Genetic screening for cancer susceptibility (e.g. BRCA1/2) has become a standard evidence-based practice in cancer prevention and has proven to reduce breast cancer morbidity and mortality. Yet, most individuals and families in whom genetic susceptibility is suspected do not have a BRCA1/2 mutation. Research employing next generation sequencing has revealed that mutations in other genes, such as PALB2, CHEK2 and ATM are associated with elevated risks of breast cancer. Thus, multiplex panels have been developed to efficiently screen a large number of genes simultaneously, including genes of varied penetrance and cancer spectrum and presenting challenges to informed consent and genetic counseling. Despite no clear evidence of clinical utility for many of these genes, these gene panels are now commercially available and increasingly utilized. As large prospective cohort studies with banked DNA have become increasingly utilized to evaluate the effects of genes, the environment and lifestyle, there has been debate over the obligations, if any, to share individual research results (IRR) with research participants. As multiplex panels for breast cancer susceptibility illustrate, some genetic research findings will be associated with health outcomes and/or become available for clinical testing. Yet, there is no consensus on if, how, when and what information should be returned to research participants as these tests become clinically available. Further, the associated costs of returning IRR are unknown, and who should bear the costs of these activities has not been resolved. The overall goal of the proposed longitudinal multi-center study is to evaluate the risks, benefits, utilities and costs of returning multiplex genetic research results for breast cancer susceptibility to geographically and sociodemographically diverse research populations. Our theoretical model grounded in the Self- Regulation Theory of Health Behavior was developed to inform the selection of the short-term and longitudinal outcomes and potential mediators and moderators of these outcomes to inform the debate over risks, benefits and utility of returning IRR. Additionally, we include a broadened conceptualization of the "actual" utility of genomic test results.

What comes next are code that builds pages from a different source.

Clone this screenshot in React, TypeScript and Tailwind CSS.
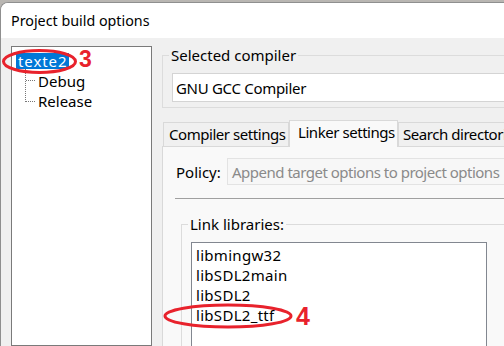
import React from "react";

const font = { fontFamily: '"Noto Sans", "Open Sans", sans-serif' };

export default function App() {
  const libs = ["libmingw32", "libSDL2main", "libSDL2", "libSDL2_ttf"];
  return (
    <div
      className="relative w-[504px] h-[346px] overflow-hidden bg-[#b9b6b2] text-[15px] text-black"
      style={font}
    >
      <div className="mt-[2px] h-[344px] flex flex-col rounded-tl-[8px] border-l border-t border-[#8f8f8f] bg-white overflow-hidden">
        {/* title bar */}
        <div className="h-[35px] shrink-0 bg-white pl-[10px] flex items-center leading-[20px] text-[14.3px]">
          Project build options
        </div>
        {/* body */}
        <div className="flex-1 flex bg-[#f0f0f0] min-h-0">
          {/* tree */}
          <div className="pl-[10px] pt-[8px] shrink-0 flex flex-col">
            <div className="w-[141px] flex-1 border border-[#7a7a7a] bg-white pt-[4px] pl-[4px]">
              <div className="h-[20px] flex items-center">
                <span className="bg-[#0078d7] text-white px-[2px] leading-[16px] tracking-[0.9px]">texte2</span>
              </div>
              <div className="flex">
                <div className="w-[9px]" />
                <svg width="13" height="40" className="shrink-0 mt-[-2px]">
                  <line x1="0.5" y1="0" x2="0.5" y2="33" stroke="#777" strokeDasharray="1 1" />
                  <line x1="1" y1="11.5" x2="10" y2="11.5" stroke="#777" strokeDasharray="1 1" />
                  <line x1="1" y1="32.5" x2="10" y2="32.5" stroke="#777" strokeDasharray="1 1" />
                </svg>
                <div className="flex flex-col">
                  <div className="h-[20px] leading-[20px]">Debug</div>
                  <div className="h-[20px] leading-[20px]">Release</div>
                </div>
              </div>
            </div>
          </div>
          {/* right column */}
          <div className="flex-1 flex flex-col pl-[10px] min-w-0">
            <fieldset className="mt-[8px] w-[380px] shrink-0 border border-[#dcdcdc] px-[6px] pb-[5px] m-0">
              <legend className="px-[2px] leading-[18px]">Selected compiler</legend>
              <div className="mt-[9px] ml-[3px] h-[29px] border border-[#d4d4d4] bg-white pl-[3px] flex items-center leading-[20px] tracking-[-0.3px]">
                GNU GCC Compiler
              </div>
            </fieldset>
            {/* tabs */}
            <div className="mt-[12px] flex items-end pl-[1px] relative z-10 whitespace-nowrap tracking-[-0.45px]">
              <div className="w-[126px] h-[24px] shrink-0 overflow-hidden border border-b-0 border-[#d9d9d9] bg-[#f0f0f0] pl-[5px] leading-[22px]">
                Compiler settings
              </div>
              <div className="w-[109px] h-[27px] shrink-0 overflow-hidden border border-b-0 border-[#d9d9d9] bg-[#f9f9f9] -mb-[1px] pl-[8px] leading-[22px]">
                Linker settings
              </div>
              <div className="w-[130px] h-[24px] shrink-0 overflow-hidden border border-b-0 border-[#d9d9d9] bg-[#f0f0f0] pl-[4px] leading-[22px]">
                Search directories
              </div>
            </div>
            <div className="flex-1 w-[400px] border border-[#d9d9d9] bg-[#f9f9f9] pl-[12px] pt-[11px] flex flex-col">
              <div className="flex items-center pl-[1px]">
                <div className="w-[51px] leading-[20px]">Policy:</div>
                <div className="h-[27px] w-[300px] border border-[#e3e3e3] bg-[#f7f7f7] pl-[4px] flex items-center text-[#8a8a8a] whitespace-nowrap leading-[20px] tracking-[-0.5px]">
                  Append target options to project options
                </div>
              </div>
              <div className="mt-[13px] h-px bg-[#a0a0a0]" />
              <fieldset className="mt-[16px] ml-[6px] flex-1 border border-[#dcdcdc] border-b-0 px-[6px] m-0 min-w-0">
                <legend className="px-[2px] leading-[18px]">Link libraries:</legend>
                <div className="mt-[9px] ml-[3px] w-[296px] h-[120px] border border-[#828790] bg-white pt-[2px] pl-[4px] tracking-[0.3px]">
                  {libs.map((l) => (
                    <div key={l} className="h-[20px] leading-[20px]">
                      {l}
                    </div>
                  ))}
                </div>
              </fieldset>
            </div>
          </div>
        </div>
      </div>

      {/* annotations */}
      <svg className="absolute left-0 top-0 pointer-events-none" width="504" height="346">
        <ellipse cx="39.5" cy="61.5" rx="36" ry="11" fill="none" stroke="#e8222c" strokeWidth="3" />
        <ellipse cx="228" cy="316" rx="63" ry="11" fill="none" stroke="#e8222c" strokeWidth="3" />
      </svg>
      <div
        className="absolute left-[79px] top-[45px] text-[23px] font-bold text-[#e8222c] leading-[28px]"
        style={{ fontFamily: '"Liberation Sans", Arial, sans-serif' }}
      >
        3
      </div>
      <div
        className="absolute left-[296px] top-[302px] text-[25px] font-bold text-[#e8222c] leading-[28px]"
        style={{ fontFamily: '"Liberation Sans", Arial, sans-serif' }}
      >
        4
      </div>
    </div>
  );
}
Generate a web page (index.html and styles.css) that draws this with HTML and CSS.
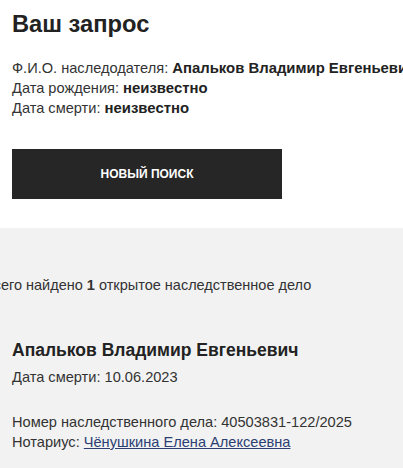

In Aim 1, we will evaluate uptake of IRR among research participants (Aim 1a), and factors associated with uptake (Aim 1b).
In Aim 2, we will evaluate the short-term (Aim 2a) and longitudinal (Aim 2b) risks and benefits (i.e. patients understanding, reactions to, use and perceived utility of genomic information) of returning multiplex genetic research results. We will also evaluate the moderators of these outcomes (e.g. subgroups for whom the return of IRR is more or less beneficial). Equally important we will examine the short-term and longitudinal participant costs, research team costs and medical care utilization and costs with return or IRR (Aim 3a) and moderators of these costs (Aim 3b). We expect this research to inform the ongoing debate and ultimately evidence based guidelines for return of individual genomic research results.
Given increasing entry of genetic tests from the research to the clinical setting there is an urgent need for multidisciplinary translational research that can guide standards for return of individual genetic research results in a way that benefits the health and minimizes the risks for individuals and accommodates individuals'differences in preferences and needs for genomic information. We expect this research to increase our understanding of patient interest in receiving individual research results, as well as the risks, benefits and costs of returning results. These data are crucial to, and will inform the ongoing debate and development of evidence based guidelines for return of individual genetic research results.